I am standing in the middle of my garden this morning, clippers in hand, trowel lodged haphazardly in back pocket, eyes hazy and unfocused. I know there is much that should be done. Yet here I stand, staring at pots, at chairs, at the miniscule buds on a hydrangea. My heart is heavy and I don’t know what to do first. Do they know that I am leaving them?
We are moving. I know that for certain now. A sea of contracts and near-contracts have finally culminated in the finality of a move date – a closing ceremony across a title company desk slated for a week from today. We are moving. There is no ‘jinxing it’, no losing our nerve, no backing out. There is only forward. We are moving.
This is probably why they all told me not to work so hard on the garden, not to buy those pretty rarities and common heartbreakers and expect to leave them with a smile on my face. But then they said that last time when we were renting a little Cape Cod and I spent my extra pennies on a garden that wasn’t my own, only to leave it soon after. This uncomfortable feeling of joy tempered with profound sadness is similar, but it’s had many more years to develop – eleven, to be precise.
We are moving. Is it ludicrous to pine for a sunset view when I will trade it in for a meadow and stream? Will it be silly to long for the scent of my Paul’s Himalayan musk rose, when the heavy fragrance of wild honeysuckle will fill the void admirably? After all the stress and the admin and the agro and the planning – all the energy it takes to shatter inertia and finally move – the worry over finding good tenants and the joy in finding them – do I dare make a wish to stay on another season just in order to witness the fall blossoming of a new anemone I planted last summer?
These are ridiculous thoughts, but they are nonetheless mine. These hands have created and maintained the very thing that gave them purpose, and whatever promise of space and beauty is now before them, it will not erase the joyful familiarity they found here in this place.
We are moving. Those who tell me to dig my plants into hundreds of pots have obviously never moved a house, much less a garden. There is time only to pack plates, and cushions and six thousand books – scour stores for free boxes and set up new telephone numbers and forwarding orders. My new garden space is home to a hundred deer and their illegitimate children – what chance does a fig have, or indeed a plump hosta? There aren’t any fences to protect my refugees from beheading, and it will be weeks before post holes are dug. If I can’t properly plant them into the pots that they will no doubt call home for many months, it is kinder to leave them.
Kinder to leave them with kind hands that wish to learn from this garden, sharing that joy with new children and new friends. There will be new parties on this deck and new hands tackling new skills. Who knows, there may be a new vegetable or two on that oak countertop – one that it’s never seen before; and perhaps someday there will be a few new chickens in the backyard. There is still much for this garden to experience.
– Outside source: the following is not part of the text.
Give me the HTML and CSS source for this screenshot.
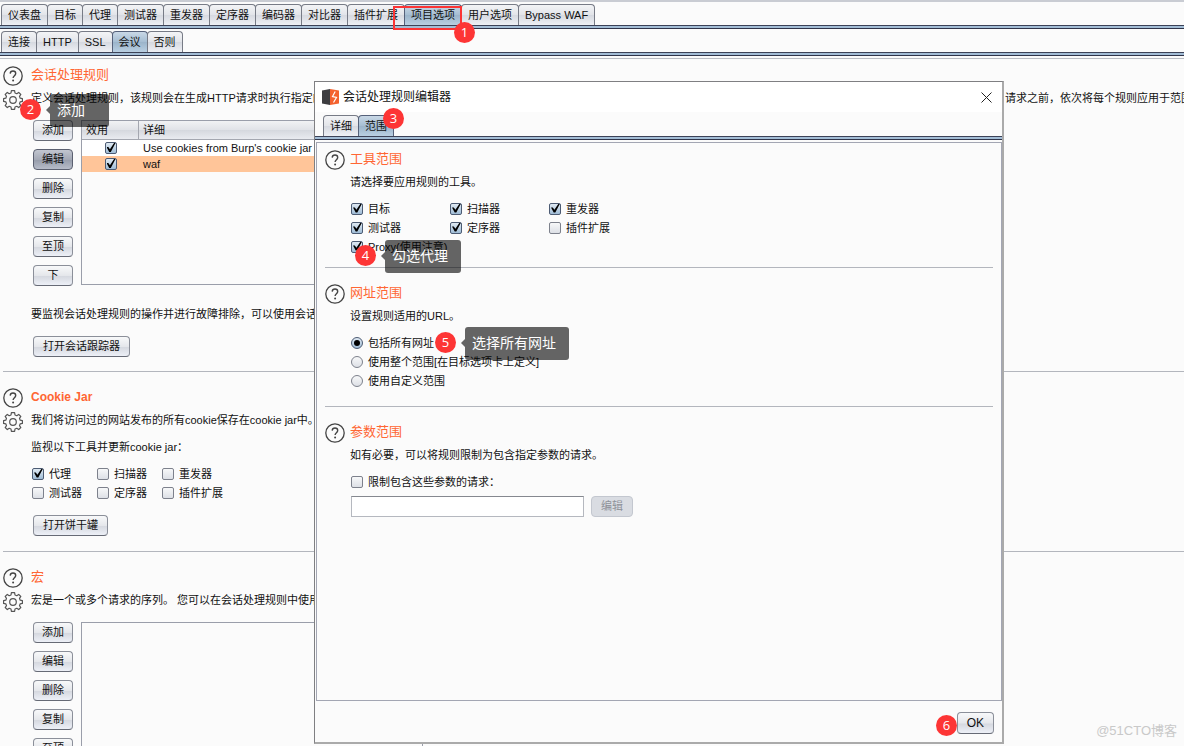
FILE: index.html
```html
<!DOCTYPE html>
<html lang="zh-CN">
<head>
<meta charset="utf-8">
<title>会话处理规则编辑器</title>
<link rel="stylesheet" href="styles.css">
</head>
<body>
<svg class="defs" aria-hidden="true">
  <symbol id="help" viewBox="0 0 20 20">
    <circle cx="10" cy="10" r="9.2" fill="none" stroke="#444" stroke-width="1.3"/>
    <path d="M7.2 7.6C7.3 5.9 8.4 5 10 5s2.7 1 2.7 2.4c0 2.3-2.6 2.3-2.6 4.7" fill="none" stroke="#444" stroke-width="1.4"/>
    <circle cx="10.1" cy="14.6" r="1" fill="#444"/>
  </symbol>
  <symbol id="gear" viewBox="0 0 20 20">
    <path d="M8.400 .700h3.200l.400 2.300 1.800.700 1.900-1.300 2.100 2.100-1.300 1.900.700 1.800 2.200.400v2.800l-2.200.400-.700 1.800 1.300 1.900-2.100 2.100-1.900-1.300-1.800.700-.400 2.300H8.400L8 17l-1.800-.700-1.900 1.300-2.100-2.100 1.300-1.900-.700-1.800-2.200-.400V8.600l2.200-.400.700-1.800-1.300-1.900 2.100-2.100 1.900 1.300L8 3z" fill="none" stroke="#555" stroke-width="1.2" stroke-linejoin="round"/>
    <circle cx="10" cy="10" r="3.300" fill="none" stroke="#555" stroke-width="1.2"/>
  </symbol>
</svg>

<main class="app">
  <nav class="tabs">
    <button class="tab">仪表盘</button><button class="tab">目标</button><button class="tab">代理</button><button class="tab">测试器</button><button class="tab">重发器</button><button class="tab">定序器</button><button class="tab">编码器</button><button class="tab">对比器</button><button class="tab">插件扩展</button><button class="tab active">项目选项</button><button class="tab">用户选项</button><button class="tab">Bypass WAF</button>
  </nav>
  <nav class="tabs">
    <button class="tab">连接</button><button class="tab">HTTP</button><button class="tab">SSL</button><button class="tab active">会议</button><button class="tab">否则</button>
  </nav>

  <div class="options">
    <section class="section">
      <div class="icons"><svg class="icon"><use href="#help"/></svg><svg class="icon"><use href="#gear"/></svg></div>
      <div class="content">
        <h2>会话处理规则</h2>
        <p class="desc split"><span>定义会话处理规则，该规则会在生成HTTP请求时执行指定的操作</span><span class="tail">请求之前，依次将每个规则应用于范围</span></p>
        <div class="list">
          <div class="actions">
            <button class="btn">添加</button><button class="btn pressed">编辑</button><button class="btn">删除</button><button class="btn">复制</button><button class="btn">至顶</button><button class="btn">下</button>
          </div>
          <div class="frame">
            <table class="rules">
              <thead><tr><th class="enabled">效用</th><th>详细</th></tr></thead>
              <tbody>
                <tr><td class="enabled"><input type="checkbox" class="check" aria-label="Use cookies from Burp's cookie jar" checked></td><td>Use cookies from Burp's cookie jar</td></tr>
                <tr class="selected"><td class="enabled"><input type="checkbox" class="check" aria-label="waf" checked></td><td>waf</td></tr>
              </tbody>
            </table>
          </div>
        </div>
        <p class="note">要监视会话处理规则的操作并进行故障排除，可以使用会话跟踪器</p>
        <button class="btn wide tracer">打开会话跟踪器</button>
      </div>
    </section>

    <section class="section">
      <div class="icons"><svg class="icon"><use href="#help"/></svg><svg class="icon"><use href="#gear"/></svg></div>
      <div class="content">
        <h2 class="strong">Cookie Jar</h2>
        <p class="desc">我们将访问过的网站发布的所有cookie保存在cookie jar中。会话</p>
        <p class="monitor">监视以下工具并更新cookie jar：</p>
        <div class="choices jar">
          <label><input type="checkbox" class="check" checked>代理</label><label><input type="checkbox" class="check">扫描器</label><label><input type="checkbox" class="check">重发器</label>
          <label><input type="checkbox" class="check">测试器</label><label><input type="checkbox" class="check">定序器</label><label><input type="checkbox" class="check">插件扩展</label>
        </div>
        <button class="btn wide open-jar">打开饼干罐</button>
      </div>
    </section>

    <section class="section">
      <div class="icons"><svg class="icon"><use href="#help"/></svg><svg class="icon"><use href="#gear"/></svg></div>
      <div class="content">
        <h2>宏</h2>
        <p class="desc">宏是一个或多个请求的序列。 您可以在会话处理规则中使用宏</p>
        <div class="list">
          <div class="actions">
            <button class="btn">添加</button><button class="btn">编辑</button><button class="btn">删除</button><button class="btn">复制</button><button class="btn">至顶</button>
          </div>
          <div class="frame"></div>
        </div>
      </div>
    </section>
  </div>

  <div class="watermark">@51CTO博客</div>

  <div class="dialog" role="dialog" aria-labelledby="dialog-title">
    <header class="titlebar">
      <svg class="logo" viewBox="0 0 17 16"><path d="M0 1.500 8 0v16l-8-1.500z" fill="#3d3d40"/><path d="M8 0l9 1.500v13L8 16z" fill="#f4622f"/><path d="M13.200 2.500 10.500 7.500l4 1-3 5" fill="none" stroke="#fff" stroke-width="1.200"/></svg>
      <h1 id="dialog-title">会话处理规则编辑器</h1>
      <button class="close" aria-label="关闭"><svg viewBox="0 0 11 11"><path d="M.5.5l10 10M10.500.5l-10 10" stroke="#222" fill="none"/></svg></button>
    </header>
    <nav class="tabs dialog-tabs">
      <button class="tab">详细</button><button class="tab active">范围</button>
    </nav>
    <div class="panel">
      <section class="section">
        <svg class="icon"><use href="#help"/></svg>
        <div class="content">
          <h2>工具范围</h2>
          <p class="desc">请选择要应用规则的工具。</p>
          <div class="choices tools">
            <label><input type="checkbox" class="check" checked>目标</label><label><input type="checkbox" class="check" checked>扫描器</label><label><input type="checkbox" class="check" checked>重发器</label>
            <label><input type="checkbox" class="check" checked>测试器</label><label><input type="checkbox" class="check" checked>定序器</label><label><input type="checkbox" class="check">插件扩展</label>
            <label><input type="checkbox" class="check" checked>Proxy(使用注意)</label>
          </div>
        </div>
      </section>
      <section class="section">
        <svg class="icon"><use href="#help"/></svg>
        <div class="content">
          <h2>网址范围</h2>
          <p class="desc">设置规则适用的URL。</p>
          <div class="choices">
            <label><input type="radio" name="scope" class="radio" checked>包括所有网址</label>
            <label><input type="radio" name="scope" class="radio">使用整个范围[在目标选项卡上定义]</label>
            <label><input type="radio" name="scope" class="radio">使用自定义范围</label>
          </div>
        </div>
      </section>
      <section class="section">
        <svg class="icon"><use href="#help"/></svg>
        <div class="content">
          <h2>参数范围</h2>
          <p class="desc">如有必要，可以将规则限制为包含指定参数的请求。</p>
          <div class="choices"><label><input type="checkbox" class="check">限制包含这些参数的请求：</label></div>
          <div class="params"><input type="text" class="field" aria-label="参数"><button class="btn" disabled>编辑</button></div>
        </div>
      </section>
    </div>
    <footer class="footer"><button class="btn ok">OK</button></footer>
  </div>

  <div class="highlight"></div>
  <span class="badge b1">1</span>
  <span class="badge b2">2</span><span class="tip t2">添加</span>
  <span class="badge b3">3</span>
  <span class="badge b4">4</span><span class="tip t4">勾选代理</span>
  <span class="badge b5">5</span><span class="tip t5">选择所有网址</span>
  <span class="badge b6">6</span>
</main>
</body>
</html>
```
FILE: styles.css
```css
* { box-sizing: border-box; }
body {
  margin: 0;
  background: #fbfbfb;
  color: #111;
  font: 11px/16px "Liberation Sans", "Noto Sans CJK SC", sans-serif;
}
h1, h2, p { margin: 0; font-weight: normal; }
button, input { font: inherit; color: inherit; margin: 0; }
.defs { display: none; }
.app { position: relative; height: 100vh; overflow: hidden; border-top: 2px solid #c9ccd3; }

/* Tabs */
.tabs {
  display: flex;
  padding: 2px 0 4px 1px;
  white-space: nowrap;
  background: linear-gradient(#3c4257 0 1px, #a3bdd6 1px 3px, #30354a 3px 4px) bottom / 100% 4px no-repeat;
}
.tab {
  height: 21px;
  padding: 0 6px;
  margin-right: -1px;
  border: 1px solid #777b86;
  border-bottom: 0;
  border-radius: 4px 4px 0 0;
  background: linear-gradient(#f3f4f6, #e2e4e9 50%, #d6d9e0 51%, #eef0f5);
  line-height: 20px;
}
.tab.active { background: linear-gradient(#c9d8e6, #a5bdd2 50%, #9bb4ca 51%, #b9cfe2); border-color: #55617a; }

/* Option sections */
.options { border-top: 1px solid #b9bcc3; margin-top: 2px; padding-left: 3px; }
.section { display: grid; grid-template-columns: 20px minmax(0, 1fr); column-gap: 8px; padding: 16px 0 15px; border-bottom: 1px solid #b3b6bd; }
.options .section:first-child { padding: 7px 0 14px; }
.section:last-child { border-bottom: 0; }
.icons { display: flex; flex-direction: column; gap: 4px; }
.icon { display: block; width: 20px; height: 20px; }
h2 { color: #ff6633; font-size: 13px; line-height: 18px; }
h2.strong { font-size: 12px; font-weight: bold; }
.desc { margin-top: 6px; white-space: nowrap; overflow: hidden; }
.split { display: flex; justify-content: space-between; }
.tail { margin-right: -8px; }
.list { display: flex; gap: 8px; margin-top: 14px; }
.actions { display: flex; flex-direction: column; gap: 8px; width: 42px; padding-left: 2px; }
.btn {
  height: 21px;
  padding: 0 9px;
  border: 1px solid #8b8f99;
  border-bottom-color: #666a75;
  border-radius: 4px;
  background: linear-gradient(#f8f9fa, #e5e7eb 50%, #d6d9e0 55%, #edf0f7);
  line-height: 19px;
  white-space: nowrap;
}
.actions .btn { padding: 0; }
.btn.pressed { background: linear-gradient(#c2c6d0, #a4a9b6 50%, #989eac 55%, #b7bcc9); border-color: #5b6070; }
.btn:disabled { background: #d9dce2; border-color: #c3c7cf; color: #8e9199; }
.wide { display: block; margin-left: 2px; }
.frame { width: 342px; border: 1px solid #9a9eaa; height: 165px; }
.rules { width: 100%; border-collapse: separate; border-spacing: 0; }
.rules th { height: 19px; padding: 0 4px; text-align: left; font-weight: normal; background: linear-gradient(#f1f2f4, #e0e2e7 50%, #d5d8de 51%, #e9ebf0); border-bottom: 1px solid #a4a7b0; }
.rules th.enabled { width: 57px; border-right: 1px solid #a4a7b0; }
.rules td { height: 16px; padding: 0 4px; line-height: 16px; }
.rules tbody tr { background: #fff; }
.rules tbody tr.selected { background: #ffc599; }
td.enabled .check { display: block; margin: 0 auto; }
.note { margin-top: 20px; white-space: nowrap; }
.tracer { margin-top: 14px; }
.monitor { margin-top: 11px; }
.open-jar { margin-top: 13px; }

/* Choices */
.choices { display: grid; margin-top: 9px; }
.jar { grid-template-columns: repeat(3, 65px); }
.tools { grid-template-columns: repeat(3, 99px); }
.choices label { display: flex; align-items: center; gap: 5px; height: 19px; padding-left: 1px; white-space: nowrap; }
.check, .radio {
  appearance: none;
  flex: none;
  position: relative;
  width: 12px;
  height: 12px;
  border: 1px solid #7d818c;
  border-radius: 2px;
  background: linear-gradient(#f7f8f9, #dde0e6);
}
.radio { border-radius: 50%; }
.check:checked, .radio:checked { background: linear-gradient(#dfe9f2, #9fbcd6); border-color: #4c5b73; }
.check:checked::after {
  content: "";
  position: absolute;
  left: 1px;
  top: 0;
  width: 9px;
  height: 9px;
  background: #000;
  clip-path: polygon(0 45%, 20% 45%, 38% 70%, 84% 0, 100% 0, 48% 100%, 30% 100%);
}
.radio:checked::after { content: ""; position: absolute; inset: 2px; border-radius: 50%; background: #000; }

/* Dialog */
.dialog {
  position: absolute;
  left: 314px;
  right: 180px;
  top: 79px;
  bottom: 2px;
  display: flex;
  flex-direction: column;
  background: #fbfbfb;
  border: 1px solid #7f7f82;
  border-right: 2px solid #aaa;
  border-bottom: 2px solid #aaa;
}
.titlebar { display: flex; align-items: center; gap: 4px; height: 30px; padding: 0 10px 0 7px; background: #fff; }
.logo { width: 17px; height: 16px; }
h1 { font-size: 12px; }
.close { display: flex; margin-left: auto; padding: 0; border: 0; background: none; }
.close svg { width: 11px; height: 11px; }
.dialog-tabs { padding: 3px 0 4px 8px; }
.panel { flex: 1; margin: 2px 0 0 1px; padding: 0 8px; border: 1px solid #a3a6b3; }
.panel .section { column-gap: 5px; padding-bottom: 16px; }
.panel .section:first-child { padding: 7px 0 11px; }
.params { display: flex; gap: 7px; margin-top: 5px; padding-left: 1px; }
.field { width: 233px; height: 21px; padding: 0 4px; border: 1px solid #b5b8bf; border-top-color: #85888f; background: #fff; }
.footer { display: flex; justify-content: flex-end; padding: 11px 8px 8px; }
.ok { height: 22px; font-size: 12px; }

/* Numbered guide marks over the interface */
.highlight { position: absolute; left: 393px; top: 4px; width: 69px; height: 24px; border: 2px solid #fb3434; }
.badge { position: absolute; width: 21px; height: 21px; border-radius: 50%; background: #fd3535; color: #fff; font: 13px/21px "Open Sans", sans-serif; text-align: center; }
.b1 { left: 454px; top: 20px; }
.b2 { left: 20px; top: 97px; }
.b3 { left: 383px; top: 106px; }
.b4 { left: 355px; top: 243px; }
.b5 { left: 435px; top: 330px; }
.b6 { right: 227px; bottom: 10px; }
.tip { position: absolute; height: 33px; padding: 0 13px 0 7px; border-radius: 3px; background: rgba(0, 0, 0, .6); color: #fff; font-size: 14px; line-height: 33px; white-space: nowrap; }
.tip::before { content: ""; position: absolute; left: -4px; top: 12px; border: 4px solid transparent; border-left: 0; border-right-color: rgba(0, 0, 0, .6); }
.t2 { left: 50px; top: 92px; min-width: 59px; }
.t4 { left: 385px; top: 238px; }
.t5 { left: 465px; top: 325px; }
.watermark { position: absolute; right: 7px; bottom: 7px; color: #c9c9c9; font-size: 13px; }
```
We are moving. The thought is overwhelming, the implementation exhausting….but in the end, this garden is testament to the fact that eleven years ago, it all worked out for the best. No doubt it will do so again.
Wonderfully written M!
Yes! Eleven years of love and honor to your passion for gardening and then some.
You WILL do it ALL over again and again.
Just like the changing seasons…You will do everything again and again.
Thank goodness for change!
It’s the challenge spice of life!
Talk about the push and pull of making major changes! I have no doubt that you will find that you’ve left behind the limitations of a towering Silver Maple only to discover some new constraint to gardening bliss. But at the same time your creativity will be unleashed — and this time with potential of really long term objectives. Just imagine how the English built those lovely rock walls, one stone at a time. And a meadow and a stream — not an artificial ‘water feature’ but a real stream. I look forward to many tales of gardening travails and triumphs in the new environment!
You will glory in your beautiful new land and rejoice in it. Little or lot, however much you do won’t matter, except to you, and those of us who look forward to seeing what you paint on such a huge canvas, and how you describe it in your writing. We will love it and you if you turn it into an elaborate showplace or just toss a bluebell or camellia here and a few thousand hellebores there. You have found Eden, and we all await your tales thereof.